**Requirements**.
Extract every line that contains the string "styles".

**Information shown**.
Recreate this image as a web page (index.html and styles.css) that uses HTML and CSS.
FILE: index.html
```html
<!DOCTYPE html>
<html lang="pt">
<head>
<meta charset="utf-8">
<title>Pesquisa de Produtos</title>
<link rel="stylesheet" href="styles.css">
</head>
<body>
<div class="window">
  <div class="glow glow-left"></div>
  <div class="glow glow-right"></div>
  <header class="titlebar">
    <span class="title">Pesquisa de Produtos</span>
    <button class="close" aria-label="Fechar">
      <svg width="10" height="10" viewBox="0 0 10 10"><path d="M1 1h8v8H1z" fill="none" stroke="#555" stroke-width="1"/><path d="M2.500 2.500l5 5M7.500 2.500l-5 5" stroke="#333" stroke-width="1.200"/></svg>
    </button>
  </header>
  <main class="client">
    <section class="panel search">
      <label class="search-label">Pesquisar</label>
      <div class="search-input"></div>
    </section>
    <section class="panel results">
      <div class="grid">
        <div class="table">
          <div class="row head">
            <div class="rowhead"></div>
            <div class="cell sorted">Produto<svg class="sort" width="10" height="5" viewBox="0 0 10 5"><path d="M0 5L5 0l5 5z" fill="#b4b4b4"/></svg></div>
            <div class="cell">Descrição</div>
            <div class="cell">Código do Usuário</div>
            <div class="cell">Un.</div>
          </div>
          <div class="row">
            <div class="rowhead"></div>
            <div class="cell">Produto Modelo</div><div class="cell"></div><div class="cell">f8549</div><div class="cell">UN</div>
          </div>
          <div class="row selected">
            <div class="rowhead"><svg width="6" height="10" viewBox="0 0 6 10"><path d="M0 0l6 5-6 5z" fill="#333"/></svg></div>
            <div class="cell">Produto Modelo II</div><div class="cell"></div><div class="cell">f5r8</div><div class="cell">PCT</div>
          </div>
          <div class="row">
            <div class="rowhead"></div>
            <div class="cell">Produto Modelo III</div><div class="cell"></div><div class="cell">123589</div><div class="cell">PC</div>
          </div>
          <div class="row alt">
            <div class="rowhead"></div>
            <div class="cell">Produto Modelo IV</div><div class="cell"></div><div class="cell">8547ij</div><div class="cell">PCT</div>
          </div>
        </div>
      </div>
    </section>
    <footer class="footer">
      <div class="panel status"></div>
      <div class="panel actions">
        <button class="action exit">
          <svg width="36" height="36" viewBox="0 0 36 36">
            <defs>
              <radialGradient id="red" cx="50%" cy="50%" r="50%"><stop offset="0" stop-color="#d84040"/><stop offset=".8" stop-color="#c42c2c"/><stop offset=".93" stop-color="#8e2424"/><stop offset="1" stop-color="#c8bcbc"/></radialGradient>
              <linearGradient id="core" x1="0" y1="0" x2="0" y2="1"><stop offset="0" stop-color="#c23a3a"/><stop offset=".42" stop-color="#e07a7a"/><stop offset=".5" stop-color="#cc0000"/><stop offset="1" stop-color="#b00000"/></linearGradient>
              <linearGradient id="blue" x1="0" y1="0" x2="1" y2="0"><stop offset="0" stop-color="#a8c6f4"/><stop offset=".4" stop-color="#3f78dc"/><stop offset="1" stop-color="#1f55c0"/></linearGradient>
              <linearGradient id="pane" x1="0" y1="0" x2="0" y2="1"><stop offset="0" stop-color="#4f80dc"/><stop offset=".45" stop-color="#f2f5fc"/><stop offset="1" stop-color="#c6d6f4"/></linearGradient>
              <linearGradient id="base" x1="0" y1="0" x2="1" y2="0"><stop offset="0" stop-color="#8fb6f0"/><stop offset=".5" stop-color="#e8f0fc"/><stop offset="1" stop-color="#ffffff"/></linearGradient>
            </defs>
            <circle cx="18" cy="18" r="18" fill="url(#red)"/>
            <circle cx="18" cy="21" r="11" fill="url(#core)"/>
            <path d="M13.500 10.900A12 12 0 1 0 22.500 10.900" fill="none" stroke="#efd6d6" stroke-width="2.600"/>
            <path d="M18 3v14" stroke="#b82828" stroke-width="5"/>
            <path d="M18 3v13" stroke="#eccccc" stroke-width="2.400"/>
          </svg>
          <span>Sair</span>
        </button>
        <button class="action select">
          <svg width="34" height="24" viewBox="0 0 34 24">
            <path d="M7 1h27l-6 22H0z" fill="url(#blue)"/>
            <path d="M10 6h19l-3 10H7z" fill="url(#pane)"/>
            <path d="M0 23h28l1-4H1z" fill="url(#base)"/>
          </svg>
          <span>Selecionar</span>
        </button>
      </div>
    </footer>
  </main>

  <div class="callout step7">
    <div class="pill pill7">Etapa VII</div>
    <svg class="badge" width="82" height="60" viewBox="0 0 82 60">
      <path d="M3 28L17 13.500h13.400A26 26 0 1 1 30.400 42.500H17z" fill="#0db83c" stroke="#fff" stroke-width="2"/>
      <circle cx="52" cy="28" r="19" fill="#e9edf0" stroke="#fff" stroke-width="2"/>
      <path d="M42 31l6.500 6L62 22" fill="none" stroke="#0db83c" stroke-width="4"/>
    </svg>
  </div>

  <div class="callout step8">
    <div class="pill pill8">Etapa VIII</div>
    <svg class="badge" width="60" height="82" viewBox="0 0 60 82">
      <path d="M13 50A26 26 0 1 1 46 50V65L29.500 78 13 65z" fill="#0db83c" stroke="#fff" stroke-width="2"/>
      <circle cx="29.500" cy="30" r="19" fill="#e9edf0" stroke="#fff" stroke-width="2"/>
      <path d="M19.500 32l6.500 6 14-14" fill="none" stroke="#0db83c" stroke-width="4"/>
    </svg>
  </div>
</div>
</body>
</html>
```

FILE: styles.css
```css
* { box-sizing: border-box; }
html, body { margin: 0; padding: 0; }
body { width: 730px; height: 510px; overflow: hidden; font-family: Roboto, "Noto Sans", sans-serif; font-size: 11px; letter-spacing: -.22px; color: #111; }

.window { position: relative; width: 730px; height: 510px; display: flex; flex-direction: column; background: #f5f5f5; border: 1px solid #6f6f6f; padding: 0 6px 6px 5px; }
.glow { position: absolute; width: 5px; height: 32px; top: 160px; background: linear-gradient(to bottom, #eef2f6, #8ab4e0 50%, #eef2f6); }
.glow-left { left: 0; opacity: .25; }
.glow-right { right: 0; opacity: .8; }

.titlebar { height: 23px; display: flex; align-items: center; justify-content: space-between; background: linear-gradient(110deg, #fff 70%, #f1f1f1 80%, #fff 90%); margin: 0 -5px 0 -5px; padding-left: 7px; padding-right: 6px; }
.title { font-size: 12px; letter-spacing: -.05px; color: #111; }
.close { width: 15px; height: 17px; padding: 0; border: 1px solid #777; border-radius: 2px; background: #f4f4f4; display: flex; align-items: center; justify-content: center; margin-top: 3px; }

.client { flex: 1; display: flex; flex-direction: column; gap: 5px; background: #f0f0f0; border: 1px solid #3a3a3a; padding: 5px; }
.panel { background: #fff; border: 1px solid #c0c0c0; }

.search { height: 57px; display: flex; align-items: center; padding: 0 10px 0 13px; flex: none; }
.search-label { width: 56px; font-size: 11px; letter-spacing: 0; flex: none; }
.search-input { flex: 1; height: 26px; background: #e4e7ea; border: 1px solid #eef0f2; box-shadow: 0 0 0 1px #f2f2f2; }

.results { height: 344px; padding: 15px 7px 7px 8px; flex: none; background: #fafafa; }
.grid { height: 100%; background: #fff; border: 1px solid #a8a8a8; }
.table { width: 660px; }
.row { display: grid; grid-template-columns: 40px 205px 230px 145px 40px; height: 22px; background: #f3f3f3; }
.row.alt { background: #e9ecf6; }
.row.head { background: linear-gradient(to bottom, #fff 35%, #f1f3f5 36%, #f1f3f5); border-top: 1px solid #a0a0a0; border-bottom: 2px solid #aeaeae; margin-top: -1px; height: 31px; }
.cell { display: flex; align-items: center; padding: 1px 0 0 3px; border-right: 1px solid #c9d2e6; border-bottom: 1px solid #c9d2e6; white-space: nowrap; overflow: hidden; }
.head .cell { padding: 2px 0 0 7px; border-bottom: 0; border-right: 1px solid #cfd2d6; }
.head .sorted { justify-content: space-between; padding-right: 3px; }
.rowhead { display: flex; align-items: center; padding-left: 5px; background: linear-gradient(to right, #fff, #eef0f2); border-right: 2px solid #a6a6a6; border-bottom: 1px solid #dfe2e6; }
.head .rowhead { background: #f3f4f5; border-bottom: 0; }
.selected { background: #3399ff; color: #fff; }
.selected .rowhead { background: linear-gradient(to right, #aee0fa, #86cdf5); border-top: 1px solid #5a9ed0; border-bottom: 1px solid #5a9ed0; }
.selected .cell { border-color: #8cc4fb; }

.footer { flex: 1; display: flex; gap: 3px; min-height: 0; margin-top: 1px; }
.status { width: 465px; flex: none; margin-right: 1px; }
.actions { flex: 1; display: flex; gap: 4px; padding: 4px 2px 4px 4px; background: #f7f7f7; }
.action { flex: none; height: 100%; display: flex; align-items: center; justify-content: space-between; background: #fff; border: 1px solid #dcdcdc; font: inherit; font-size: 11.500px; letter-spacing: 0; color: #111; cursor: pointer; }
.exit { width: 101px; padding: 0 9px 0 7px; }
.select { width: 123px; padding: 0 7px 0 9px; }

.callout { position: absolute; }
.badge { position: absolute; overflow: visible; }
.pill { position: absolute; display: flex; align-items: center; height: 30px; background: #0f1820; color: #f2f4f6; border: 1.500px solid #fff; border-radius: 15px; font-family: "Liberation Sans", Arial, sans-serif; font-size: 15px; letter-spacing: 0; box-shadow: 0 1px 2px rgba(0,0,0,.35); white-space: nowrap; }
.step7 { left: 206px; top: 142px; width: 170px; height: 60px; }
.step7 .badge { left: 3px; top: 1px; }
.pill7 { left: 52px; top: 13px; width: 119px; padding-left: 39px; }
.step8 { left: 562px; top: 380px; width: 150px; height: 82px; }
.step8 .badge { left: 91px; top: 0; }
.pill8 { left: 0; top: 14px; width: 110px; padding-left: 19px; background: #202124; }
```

**Right answer**.
Recreate this image as a web page (index.html and styles.css) that uses HTML and CSS.
<link rel="stylesheet" href="styles.css">
FILE: styles.css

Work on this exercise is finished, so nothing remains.